REDWOOD CITY, Calif. — The way governments show disaster victims they care is to write checks. And in response to the Northridge earthquake, FEMA officials have issued nearly a quarter-million of them and are continuing to crank out thousands more each day.
Administering that dose of concern requires linking telephone operators in Texas and Virginia to a vast computer network cobbled together in a leased Redwood City office building. The system relies on powerful hand-held computers and on damage inspectors who earn more the faster they work. It tries to sort out the greedy without discouraging the truly needy.
Eleven weeks after the most expensive disaster in U.S. history, more than 2,000 FEMA workers continue working long days, processing the requests of those who were displaced, those who need help in making repairs--and some who officials say are merely angling for a sliver of the multibillion-dollar aid pie.
Residents of the area affected by the quake have turned to the Federal Emergency Management Agency for help about half a million times, with three-quarters of those applicants seeking some type of temporary housing or emergency repair assistance.
Although not the most costly, the housing programs are the most vast and reach by far the most victims. Aid applications have continued to pour in by the thousands.
Although officials said the percentage of applications deemed eligible is declining, the system is growing in order to process appeals and complaints and to file the mounting stacks of paperwork.
"It's very costly to the government to continue to keep these facilities open and yet we don't turn our backs on people if they need assistance," said FEMA spokesman Phil Cogan. "But there comes a time when it ceases to be cost-effective."
Telephoned applications are typed directly into the computer system, but applications completed at the 10 centers still open in Los Angeles and Ventura counties are shipped nightly by Federal Express.
They are sent to the temporary processing center that occupies leased space in the Redwood City office building, costing the government $120,000 a month.
Although things have slowed down considerably, the pace of work for the hundreds of clerks and computer operators and envelope stuffers here still is frenetic at times.
"Initially, people were working seven days a week and we had shifts around the clock," said Michael Polny, the FEMA official in charge of the processing operation. "Now, no one is working more than 12 hours a day and they are taking at least one day off a week."
Once applications are entered into the rows and rows of computer terminals, the highly automated system takes over. Workers check addresses and the award amounts for accuracy several times, but field inspectors are the ones who usually determine whether losses are sufficient to make a claimant eligible.
Using their hand-held computers, the army of about 600 inspectors still working seven days a week retrieves a list of aid applicants from an electronic mailbox on the Compuserve information network, and then makes inspection appointments.
The key to the outcome, said Peter Wessell, an inspector with one of two FEMA subcontractors, is whether repairs are necessary to make a dwelling "safe, secure and sanitary." Inspectors enter the scope and type of damage into the hand-held computer, which is programmed to automatically calculate the cost of repairs. The inspector then must decide whether the damage is sufficient to require federal help to make the repairs or to mandate alternative housing.

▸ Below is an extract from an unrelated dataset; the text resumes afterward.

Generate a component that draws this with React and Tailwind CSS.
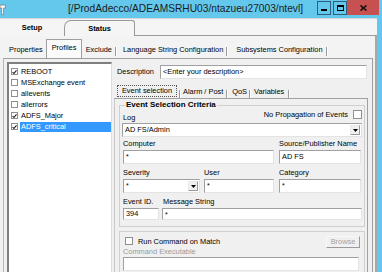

"If it's mostly . . . cosmetic cracks throughout and that is all it is, that is not a hazard," he said. "It's just something that has to be dealt with."
Wessell does as many 20 inspections a day, for which he is paid $24 each. His inspections cover the FEMA housing assistance program as well as the state-run, low-income grant program to replace essential personal property, such as appliances and clothing. He said most, but not all, of the inspections he is conducting now result in rejections.
FEMA officials said the inspectors, who are supposed to have three years of construction experience, usually determine the outcome of a request. "The inspector is the key person," Polny said. "If the inspector hits the insufficient damage button . . . that would automatically generate an 'ineligible' letter."
The completed inspections are shipped back to the Compuserve mailbox nightly, from which they are retrieved by computers in Redwood City. Inspectors can flag some reports for review by someone more experienced with FEMA aid programs, but the vast majority are merely checked for completeness and the computer determines the amount of aid.
Next, the computer prints out letters to be sent to those eligible for aid. Separately, documents authorizing the payment are sent electronically to the U.S Treasury Department in San Francisco. Checks go out the same day, usually about three weeks after the original receipt of an application.
Chal Overdorff, the FEMA official in charge of certifying which checks to issue, said the work is satisfying. "What we're doing is getting a check to individuals who need it," he said. "It's a nice feeling."